Problem details
Write out all the material exactly. Leave nothing out.

──────── Collected material

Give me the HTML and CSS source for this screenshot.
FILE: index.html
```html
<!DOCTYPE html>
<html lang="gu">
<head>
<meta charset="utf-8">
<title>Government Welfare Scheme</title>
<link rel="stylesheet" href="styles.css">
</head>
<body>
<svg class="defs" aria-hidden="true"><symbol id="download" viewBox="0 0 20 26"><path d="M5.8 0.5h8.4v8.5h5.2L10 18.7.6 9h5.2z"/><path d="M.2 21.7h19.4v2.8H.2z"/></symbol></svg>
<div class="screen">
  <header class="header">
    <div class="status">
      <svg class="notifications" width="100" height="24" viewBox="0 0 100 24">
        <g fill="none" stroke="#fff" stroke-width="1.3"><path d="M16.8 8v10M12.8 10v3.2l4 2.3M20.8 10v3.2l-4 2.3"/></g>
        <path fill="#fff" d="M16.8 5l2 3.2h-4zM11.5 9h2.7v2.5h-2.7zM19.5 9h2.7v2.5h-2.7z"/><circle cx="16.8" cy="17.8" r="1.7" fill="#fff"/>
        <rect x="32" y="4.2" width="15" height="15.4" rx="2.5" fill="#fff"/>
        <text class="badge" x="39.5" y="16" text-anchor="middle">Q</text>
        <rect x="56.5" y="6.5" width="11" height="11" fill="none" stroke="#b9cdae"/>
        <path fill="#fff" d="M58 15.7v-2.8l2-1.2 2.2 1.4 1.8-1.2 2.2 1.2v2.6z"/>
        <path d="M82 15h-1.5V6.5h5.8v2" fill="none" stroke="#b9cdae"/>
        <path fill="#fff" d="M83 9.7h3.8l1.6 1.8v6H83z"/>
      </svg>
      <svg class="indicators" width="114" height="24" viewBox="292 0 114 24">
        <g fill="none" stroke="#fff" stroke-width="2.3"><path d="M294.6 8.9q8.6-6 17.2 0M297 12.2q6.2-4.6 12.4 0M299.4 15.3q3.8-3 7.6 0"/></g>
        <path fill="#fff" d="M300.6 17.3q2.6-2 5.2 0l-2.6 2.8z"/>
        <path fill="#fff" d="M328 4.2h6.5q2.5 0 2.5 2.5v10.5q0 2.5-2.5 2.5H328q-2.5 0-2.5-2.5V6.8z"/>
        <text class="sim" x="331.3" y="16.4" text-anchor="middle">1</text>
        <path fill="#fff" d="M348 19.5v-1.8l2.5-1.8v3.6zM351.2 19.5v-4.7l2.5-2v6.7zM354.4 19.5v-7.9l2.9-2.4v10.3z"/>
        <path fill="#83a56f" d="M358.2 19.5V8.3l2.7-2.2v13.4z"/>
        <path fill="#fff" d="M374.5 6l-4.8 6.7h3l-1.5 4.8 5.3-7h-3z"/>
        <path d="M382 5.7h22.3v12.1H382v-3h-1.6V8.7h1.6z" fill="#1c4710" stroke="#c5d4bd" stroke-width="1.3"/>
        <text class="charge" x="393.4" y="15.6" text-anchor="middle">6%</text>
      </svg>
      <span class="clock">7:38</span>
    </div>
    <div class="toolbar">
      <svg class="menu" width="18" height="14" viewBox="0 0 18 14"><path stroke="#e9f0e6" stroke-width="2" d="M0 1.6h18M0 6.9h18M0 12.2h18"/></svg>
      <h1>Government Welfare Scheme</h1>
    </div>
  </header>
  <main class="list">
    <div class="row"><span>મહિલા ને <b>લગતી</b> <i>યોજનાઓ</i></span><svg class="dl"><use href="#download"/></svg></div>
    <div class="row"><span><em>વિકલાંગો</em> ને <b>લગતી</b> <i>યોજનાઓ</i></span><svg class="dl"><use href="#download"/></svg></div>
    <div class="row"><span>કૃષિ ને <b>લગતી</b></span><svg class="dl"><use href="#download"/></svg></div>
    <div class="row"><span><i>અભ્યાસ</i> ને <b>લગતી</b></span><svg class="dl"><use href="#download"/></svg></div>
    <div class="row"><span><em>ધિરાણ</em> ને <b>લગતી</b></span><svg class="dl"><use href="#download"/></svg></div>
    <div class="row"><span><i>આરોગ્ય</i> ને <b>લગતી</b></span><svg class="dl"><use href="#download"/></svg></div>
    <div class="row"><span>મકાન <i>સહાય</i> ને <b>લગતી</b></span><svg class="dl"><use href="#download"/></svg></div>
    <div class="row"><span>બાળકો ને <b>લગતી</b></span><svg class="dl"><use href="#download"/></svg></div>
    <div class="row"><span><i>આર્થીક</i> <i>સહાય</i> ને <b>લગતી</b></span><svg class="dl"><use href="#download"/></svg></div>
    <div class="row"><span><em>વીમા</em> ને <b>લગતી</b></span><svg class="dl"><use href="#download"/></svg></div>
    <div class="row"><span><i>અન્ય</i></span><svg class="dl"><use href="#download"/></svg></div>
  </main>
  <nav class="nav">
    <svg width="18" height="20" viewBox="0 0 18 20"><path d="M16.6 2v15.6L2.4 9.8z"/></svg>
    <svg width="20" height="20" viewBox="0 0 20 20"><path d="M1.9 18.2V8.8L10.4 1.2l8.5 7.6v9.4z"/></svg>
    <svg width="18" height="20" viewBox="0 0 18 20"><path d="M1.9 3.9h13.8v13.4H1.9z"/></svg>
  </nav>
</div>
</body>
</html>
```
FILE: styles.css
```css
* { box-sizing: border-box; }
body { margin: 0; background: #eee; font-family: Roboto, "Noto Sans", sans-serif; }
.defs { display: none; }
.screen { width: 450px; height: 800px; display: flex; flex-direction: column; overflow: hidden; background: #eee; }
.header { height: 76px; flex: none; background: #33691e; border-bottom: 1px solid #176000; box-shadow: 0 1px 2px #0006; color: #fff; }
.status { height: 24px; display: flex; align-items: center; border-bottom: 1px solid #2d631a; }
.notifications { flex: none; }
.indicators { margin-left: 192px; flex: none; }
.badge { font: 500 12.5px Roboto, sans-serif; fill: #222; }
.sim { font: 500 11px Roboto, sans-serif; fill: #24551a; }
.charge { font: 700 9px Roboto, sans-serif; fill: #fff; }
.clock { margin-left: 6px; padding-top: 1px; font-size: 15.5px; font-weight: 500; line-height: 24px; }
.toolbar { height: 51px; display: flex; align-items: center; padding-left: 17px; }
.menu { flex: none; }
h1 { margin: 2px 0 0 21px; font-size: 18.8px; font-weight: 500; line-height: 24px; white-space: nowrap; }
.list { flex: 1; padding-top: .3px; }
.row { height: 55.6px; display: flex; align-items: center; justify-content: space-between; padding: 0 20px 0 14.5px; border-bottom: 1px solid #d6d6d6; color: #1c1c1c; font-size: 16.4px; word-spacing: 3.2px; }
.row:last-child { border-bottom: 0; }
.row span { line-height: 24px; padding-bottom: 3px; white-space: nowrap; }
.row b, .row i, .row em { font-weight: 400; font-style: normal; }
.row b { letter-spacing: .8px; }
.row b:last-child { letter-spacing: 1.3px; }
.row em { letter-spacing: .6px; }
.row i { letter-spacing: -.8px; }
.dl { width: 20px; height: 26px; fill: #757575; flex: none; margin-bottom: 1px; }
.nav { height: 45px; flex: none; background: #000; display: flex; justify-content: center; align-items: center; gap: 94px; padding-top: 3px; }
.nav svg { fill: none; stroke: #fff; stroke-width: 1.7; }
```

────────────────

Exercise answer
Give me the HTML and CSS source for this screenshot.
FILE: index.html
```html
<!DOCTYPE html>
<html lang="gu">
<head>
<meta charset="utf-8">
<title>Government Welfare Scheme</title>
<link rel="stylesheet" href="styles.css">
</head>
<body>
<svg class="defs" aria-hidden="true"><symbol id="download" viewBox="0 0 20 26"><path d="M5.8 0.5h8.4v8.5h5.2L10 18.7.6 9h5.2z"/><path d="M.2 21.7h19.4v2.8H.2z"/></symbol></svg>
<div class="screen">
  <header class="header">
    <div class="status">
      <svg class="notifications" width="100" height="24" viewBox="0 0 100 24">
        <g fill="none" stroke="#fff" stroke-width="1.3"><path d="M16.8 8v10M12.8 10v3.2l4 2.3M20.8 10v3.2l-4 2.3"/></g>
        <path fill="#fff" d="M16.8 5l2 3.2h-4zM11.5 9h2.7v2.5h-2.7zM19.5 9h2.7v2.5h-2.7z"/><circle cx="16.8" cy="17.8" r="1.7" fill="#fff"/>
        <rect x="32" y="4.2" width="15" height="15.4" rx="2.5" fill="#fff"/>
        <text class="badge" x="39.5" y="16" text-anchor="middle">Q</text>
        <rect x="56.5" y="6.5" width="11" height="11" fill="none" stroke="#b9cdae"/>
        <path fill="#fff" d="M58 15.7v-2.8l2-1.2 2.2 1.4 1.8-1.2 2.2 1.2v2.6z"/>
        <path d="M82 15h-1.5V6.5h5.8v2" fill="none" stroke="#b9cdae"/>
        <path fill="#fff" d="M83 9.7h3.8l1.6 1.8v6H83z"/>
      </svg>
      <svg class="indicators" width="114" height="24" viewBox="292 0 114 24">
        <g fill="none" stroke="#fff" stroke-width="2.3"><path d="M294.6 8.9q8.6-6 17.2 0M297 12.2q6.2-4.6 12.4 0M299.4 15.3q3.8-3 7.6 0"/></g>
        <path fill="#fff" d="M300.6 17.3q2.6-2 5.2 0l-2.6 2.8z"/>
        <path fill="#fff" d="M328 4.2h6.5q2.5 0 2.5 2.5v10.5q0 2.5-2.5 2.5H328q-2.5 0-2.5-2.5V6.8z"/>
        <text class="sim" x="331.3" y="16.4" text-anchor="middle">1</text>
        <path fill="#fff" d="M348 19.5v-1.8l2.5-1.8v3.6zM351.2 19.5v-4.7l2.5-2v6.7zM354.4 19.5v-7.9l2.9-2.4v10.3z"/>
        <path fill="#83a56f" d="M358.2 19.5V8.3l2.7-2.2v13.4z"/>
        <path fill="#fff" d="M374.5 6l-4.8 6.7h3l-1.5 4.8 5.3-7h-3z"/>
        <path d="M382 5.7h22.3v12.1H382v-3h-1.6V8.7h1.6z" fill="#1c4710" stroke="#c5d4bd" stroke-width="1.3"/>
        <text class="charge" x="393.4" y="15.6" text-anchor="middle">6%</text>
      </svg>
      <span class="clock">7:38</span>
    </div>
    <div class="toolbar">
      <svg class="menu" width="18" height="14" viewBox="0 0 18 14"><path stroke="#e9f0e6" stroke-width="2" d="M0 1.6h18M0 6.9h18M0 12.2h18"/></svg>
      <h1>Government Welfare Scheme</h1>
    </div>
  </header>
  <main class="list">
    <div class="row"><span>મહિલા ને <b>લગતી</b> <i>યોજનાઓ</i></span><svg class="dl"><use href="#download"/></svg></div>
    <div class="row"><span><em>વિકલાંગો</em> ને <b>લગતી</b> <i>યોજનાઓ</i></span><svg class="dl"><use href="#download"/></svg></div>
    <div class="row"><span>કૃષિ ને <b>લગતી</b></span><svg class="dl"><use href="#download"/></svg></div>
    <div class="row"><span><i>અભ્યાસ</i> ને <b>લગતી</b></span><svg class="dl"><use href="#download"/></svg></div>
    <div class="row"><span><em>ધિરાણ</em> ને <b>લગતી</b></span><svg class="dl"><use href="#download"/></svg></div>
    <div class="row"><span><i>આરોગ્ય</i> ને <b>લગતી</b></span><svg class="dl"><use href="#download"/></svg></div>
    <div class="row"><span>મકાન <i>સહાય</i> ને <b>લગતી</b></span><svg class="dl"><use href="#download"/></svg></div>
    <div class="row"><span>બાળકો ને <b>લગતી</b></span><svg class="dl"><use href="#download"/></svg></div>
    <div class="row"><span><i>આર્થીક</i> <i>સહાય</i> ને <b>લગતી</b></span><svg class="dl"><use href="#download"/></svg></div>
    <div class="row"><span><em>વીમા</em> ને <b>લગતી</b></span><svg class="dl"><use href="#download"/></svg></div>
    <div class="row"><span><i>અન્ય</i></span><svg class="dl"><use href="#download"/></svg></div>
  </main>
  <nav class="nav">
    <svg width="18" height="20" viewBox="0 0 18 20"><path d="M16.6 2v15.6L2.4 9.8z"/></svg>
    <svg width="20" height="20" viewBox="0 0 20 20"><path d="M1.9 18.2V8.8L10.4 1.2l8.5 7.6v9.4z"/></svg>
    <svg width="18" height="20" viewBox="0 0 18 20"><path d="M1.9 3.9h13.8v13.4H1.9z"/></svg>
  </nav>
</div>
</body>
</html>
```
FILE: styles.css
```css
* { box-sizing: border-box; }
body { margin: 0; background: #eee; font-family: Roboto, "Noto Sans", sans-serif; }
.defs { display: none; }
.screen { width: 450px; height: 800px; display: flex; flex-direction: column; overflow: hidden; background: #eee; }
.header { height: 76px; flex: none; background: #33691e; border-bottom: 1px solid #176000; box-shadow: 0 1px 2px #0006; color: #fff; }
.status { height: 24px; display: flex; align-items: center; border-bottom: 1px solid #2d631a; }
.notifications { flex: none; }
.indicators { margin-left: 192px; flex: none; }
.badge { font: 500 12.5px Roboto, sans-serif; fill: #222; }
.sim { font: 500 11px Roboto, sans-serif; fill: #24551a; }
.charge { font: 700 9px Roboto, sans-serif; fill: #fff; }
.clock { margin-left: 6px; padding-top: 1px; font-size: 15.5px; font-weight: 500; line-height: 24px; }
.toolbar { height: 51px; display: flex; align-items: center; padding-left: 17px; }
.menu { flex: none; }
h1 { margin: 2px 0 0 21px; font-size: 18.8px; font-weight: 500; line-height: 24px; white-space: nowrap; }
.list { flex: 1; padding-top: .3px; }
.row { height: 55.6px; display: flex; align-items: center; justify-content: space-between; padding: 0 20px 0 14.5px; border-bottom: 1px solid #d6d6d6; color: #1c1c1c; font-size: 16.4px; word-spacing: 3.2px; }
.row:last-child { border-bottom: 0; }
.row span { line-height: 24px; padding-bottom: 3px; white-space: nowrap; }
.row b, .row i, .row em { font-weight: 400; font-style: normal; }
.row b { letter-spacing: .8px; }
.row b:last-child { letter-spacing: 1.3px; }
.row em { letter-spacing: .6px; }
.row i { letter-spacing: -.8px; }
.dl { width: 20px; height: 26px; fill: #757575; flex: none; margin-bottom: 1px; }
.nav { height: 45px; flex: none; background: #000; display: flex; justify-content: center; align-items: center; gap: 94px; padding-top: 3px; }
.nav svg { fill: none; stroke: #fff; stroke-width: 1.7; }
```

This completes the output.